__DATA PROVIDED__:
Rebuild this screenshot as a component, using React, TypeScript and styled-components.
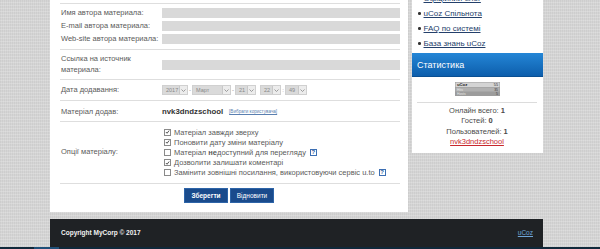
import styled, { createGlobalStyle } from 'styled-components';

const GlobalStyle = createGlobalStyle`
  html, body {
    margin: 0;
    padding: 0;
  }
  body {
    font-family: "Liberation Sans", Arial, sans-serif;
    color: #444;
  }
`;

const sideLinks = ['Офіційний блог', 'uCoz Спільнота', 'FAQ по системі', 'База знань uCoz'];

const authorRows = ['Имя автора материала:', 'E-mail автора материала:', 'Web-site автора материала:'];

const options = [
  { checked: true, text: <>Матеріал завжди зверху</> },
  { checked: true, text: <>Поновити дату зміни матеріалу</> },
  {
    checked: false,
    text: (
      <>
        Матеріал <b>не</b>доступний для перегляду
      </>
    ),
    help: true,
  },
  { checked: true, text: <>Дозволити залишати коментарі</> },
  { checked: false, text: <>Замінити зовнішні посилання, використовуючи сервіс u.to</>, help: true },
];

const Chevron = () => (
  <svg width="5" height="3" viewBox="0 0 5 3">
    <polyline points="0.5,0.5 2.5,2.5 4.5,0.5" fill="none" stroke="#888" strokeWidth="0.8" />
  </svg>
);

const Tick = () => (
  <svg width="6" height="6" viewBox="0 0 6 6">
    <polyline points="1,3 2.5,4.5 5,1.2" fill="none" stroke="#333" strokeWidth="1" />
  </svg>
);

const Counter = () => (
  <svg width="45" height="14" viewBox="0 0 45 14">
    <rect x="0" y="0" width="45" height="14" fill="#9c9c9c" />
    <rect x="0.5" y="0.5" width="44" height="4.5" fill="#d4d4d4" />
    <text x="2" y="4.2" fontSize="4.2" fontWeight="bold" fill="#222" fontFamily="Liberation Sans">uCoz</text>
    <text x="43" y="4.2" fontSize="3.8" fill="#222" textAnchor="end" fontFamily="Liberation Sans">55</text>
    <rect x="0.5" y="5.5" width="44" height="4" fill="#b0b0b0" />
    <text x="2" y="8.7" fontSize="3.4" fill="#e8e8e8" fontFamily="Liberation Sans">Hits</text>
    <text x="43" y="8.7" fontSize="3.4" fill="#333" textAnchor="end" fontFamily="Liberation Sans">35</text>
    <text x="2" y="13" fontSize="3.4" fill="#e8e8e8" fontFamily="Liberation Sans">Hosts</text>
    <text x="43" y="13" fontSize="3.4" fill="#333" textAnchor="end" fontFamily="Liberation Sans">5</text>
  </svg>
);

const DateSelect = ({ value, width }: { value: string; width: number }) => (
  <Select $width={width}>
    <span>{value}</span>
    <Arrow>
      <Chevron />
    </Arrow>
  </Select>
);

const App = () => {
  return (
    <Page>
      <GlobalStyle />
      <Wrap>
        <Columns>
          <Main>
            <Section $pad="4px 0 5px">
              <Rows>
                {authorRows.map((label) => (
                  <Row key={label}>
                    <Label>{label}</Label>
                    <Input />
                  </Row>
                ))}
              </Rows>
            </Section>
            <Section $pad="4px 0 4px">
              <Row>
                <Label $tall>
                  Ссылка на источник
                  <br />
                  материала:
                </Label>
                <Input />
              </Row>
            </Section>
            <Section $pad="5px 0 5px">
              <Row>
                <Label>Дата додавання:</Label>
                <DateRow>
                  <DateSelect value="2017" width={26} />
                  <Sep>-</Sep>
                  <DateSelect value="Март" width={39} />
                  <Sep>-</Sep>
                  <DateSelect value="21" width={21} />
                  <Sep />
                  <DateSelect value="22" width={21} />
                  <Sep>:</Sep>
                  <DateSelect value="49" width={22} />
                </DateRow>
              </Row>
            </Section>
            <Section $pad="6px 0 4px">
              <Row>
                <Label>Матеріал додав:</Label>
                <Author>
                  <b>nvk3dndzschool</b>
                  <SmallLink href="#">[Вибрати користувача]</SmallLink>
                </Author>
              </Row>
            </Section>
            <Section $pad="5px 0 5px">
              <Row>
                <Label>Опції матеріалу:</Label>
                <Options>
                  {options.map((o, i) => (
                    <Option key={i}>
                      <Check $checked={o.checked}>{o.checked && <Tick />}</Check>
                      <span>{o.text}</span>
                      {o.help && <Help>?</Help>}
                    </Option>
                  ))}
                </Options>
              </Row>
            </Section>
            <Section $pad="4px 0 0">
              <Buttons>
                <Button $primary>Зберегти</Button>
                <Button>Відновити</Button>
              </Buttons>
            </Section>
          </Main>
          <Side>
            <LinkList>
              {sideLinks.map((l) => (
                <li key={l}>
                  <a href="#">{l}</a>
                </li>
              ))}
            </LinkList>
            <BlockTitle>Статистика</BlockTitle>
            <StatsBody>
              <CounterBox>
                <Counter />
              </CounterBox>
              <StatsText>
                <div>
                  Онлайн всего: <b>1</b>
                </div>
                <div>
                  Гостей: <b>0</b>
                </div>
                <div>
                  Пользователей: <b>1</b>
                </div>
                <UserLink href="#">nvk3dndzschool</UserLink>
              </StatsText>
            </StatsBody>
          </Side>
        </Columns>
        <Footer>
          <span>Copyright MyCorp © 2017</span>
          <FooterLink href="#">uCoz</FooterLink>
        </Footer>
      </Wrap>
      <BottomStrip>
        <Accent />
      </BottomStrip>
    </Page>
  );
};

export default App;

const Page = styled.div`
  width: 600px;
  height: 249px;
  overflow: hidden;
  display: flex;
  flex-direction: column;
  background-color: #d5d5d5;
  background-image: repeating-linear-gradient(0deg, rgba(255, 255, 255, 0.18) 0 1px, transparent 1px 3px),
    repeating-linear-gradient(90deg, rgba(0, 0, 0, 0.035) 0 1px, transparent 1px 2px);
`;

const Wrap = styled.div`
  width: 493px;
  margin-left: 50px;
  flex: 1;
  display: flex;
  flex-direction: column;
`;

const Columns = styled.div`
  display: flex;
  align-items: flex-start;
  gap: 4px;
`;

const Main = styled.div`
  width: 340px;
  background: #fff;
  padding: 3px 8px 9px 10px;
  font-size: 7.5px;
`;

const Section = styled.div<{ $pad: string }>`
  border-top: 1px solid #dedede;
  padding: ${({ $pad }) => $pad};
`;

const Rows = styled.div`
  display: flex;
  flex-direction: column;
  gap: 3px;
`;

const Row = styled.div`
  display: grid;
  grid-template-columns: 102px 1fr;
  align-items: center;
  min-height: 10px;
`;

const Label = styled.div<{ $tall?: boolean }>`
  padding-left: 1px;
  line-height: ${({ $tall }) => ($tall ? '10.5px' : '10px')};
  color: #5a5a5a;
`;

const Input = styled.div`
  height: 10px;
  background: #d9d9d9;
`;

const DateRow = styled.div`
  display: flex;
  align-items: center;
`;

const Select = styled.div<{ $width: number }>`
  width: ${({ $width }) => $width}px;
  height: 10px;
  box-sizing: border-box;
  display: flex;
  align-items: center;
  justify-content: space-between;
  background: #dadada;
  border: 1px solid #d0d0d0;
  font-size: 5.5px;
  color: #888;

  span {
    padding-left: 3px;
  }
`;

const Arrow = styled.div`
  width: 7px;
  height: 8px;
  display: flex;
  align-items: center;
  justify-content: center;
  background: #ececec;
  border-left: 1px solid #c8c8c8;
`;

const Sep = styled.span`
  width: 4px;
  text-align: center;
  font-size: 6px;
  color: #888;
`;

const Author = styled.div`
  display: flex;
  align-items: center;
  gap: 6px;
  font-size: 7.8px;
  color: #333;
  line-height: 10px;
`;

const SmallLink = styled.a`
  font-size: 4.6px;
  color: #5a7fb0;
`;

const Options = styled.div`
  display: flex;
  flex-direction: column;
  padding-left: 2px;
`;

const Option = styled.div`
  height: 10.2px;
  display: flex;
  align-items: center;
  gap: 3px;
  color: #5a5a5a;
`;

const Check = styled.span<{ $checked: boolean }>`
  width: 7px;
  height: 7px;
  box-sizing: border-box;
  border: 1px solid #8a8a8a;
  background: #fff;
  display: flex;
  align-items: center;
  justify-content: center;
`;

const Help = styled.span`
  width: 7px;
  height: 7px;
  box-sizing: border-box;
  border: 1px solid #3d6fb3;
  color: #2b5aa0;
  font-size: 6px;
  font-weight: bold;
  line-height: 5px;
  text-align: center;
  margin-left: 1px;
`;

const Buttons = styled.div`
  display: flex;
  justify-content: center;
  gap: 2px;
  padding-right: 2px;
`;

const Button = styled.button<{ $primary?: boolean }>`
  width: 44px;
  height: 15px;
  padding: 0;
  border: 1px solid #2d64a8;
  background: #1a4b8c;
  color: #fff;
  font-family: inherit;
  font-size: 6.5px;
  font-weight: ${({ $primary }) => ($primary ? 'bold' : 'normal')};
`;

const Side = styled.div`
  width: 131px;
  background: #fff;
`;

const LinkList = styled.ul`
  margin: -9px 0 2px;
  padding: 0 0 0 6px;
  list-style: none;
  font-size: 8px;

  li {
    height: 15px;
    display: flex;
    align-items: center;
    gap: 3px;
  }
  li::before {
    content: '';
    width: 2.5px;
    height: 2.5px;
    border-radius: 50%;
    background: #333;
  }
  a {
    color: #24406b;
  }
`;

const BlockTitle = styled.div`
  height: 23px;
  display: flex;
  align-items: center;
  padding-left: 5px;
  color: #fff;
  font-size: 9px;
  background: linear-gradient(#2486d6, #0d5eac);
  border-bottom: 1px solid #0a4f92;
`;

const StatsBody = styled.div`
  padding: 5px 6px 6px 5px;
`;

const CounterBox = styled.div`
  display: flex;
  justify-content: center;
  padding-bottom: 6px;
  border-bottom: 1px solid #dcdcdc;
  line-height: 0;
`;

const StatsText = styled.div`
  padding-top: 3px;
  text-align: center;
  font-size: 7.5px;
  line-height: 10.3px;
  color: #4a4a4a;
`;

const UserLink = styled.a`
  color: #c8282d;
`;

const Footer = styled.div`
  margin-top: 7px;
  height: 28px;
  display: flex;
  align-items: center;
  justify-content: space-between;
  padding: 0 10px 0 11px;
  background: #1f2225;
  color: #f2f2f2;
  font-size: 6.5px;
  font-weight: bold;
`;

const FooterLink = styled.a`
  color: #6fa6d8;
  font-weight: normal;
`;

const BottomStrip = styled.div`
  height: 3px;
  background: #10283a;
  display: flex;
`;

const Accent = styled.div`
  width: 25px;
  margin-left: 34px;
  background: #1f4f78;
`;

__WHAT TO PRODUCE__: Provide only the count of lines in the material above that hold the word "components".

__FULL RESPONSE__: 2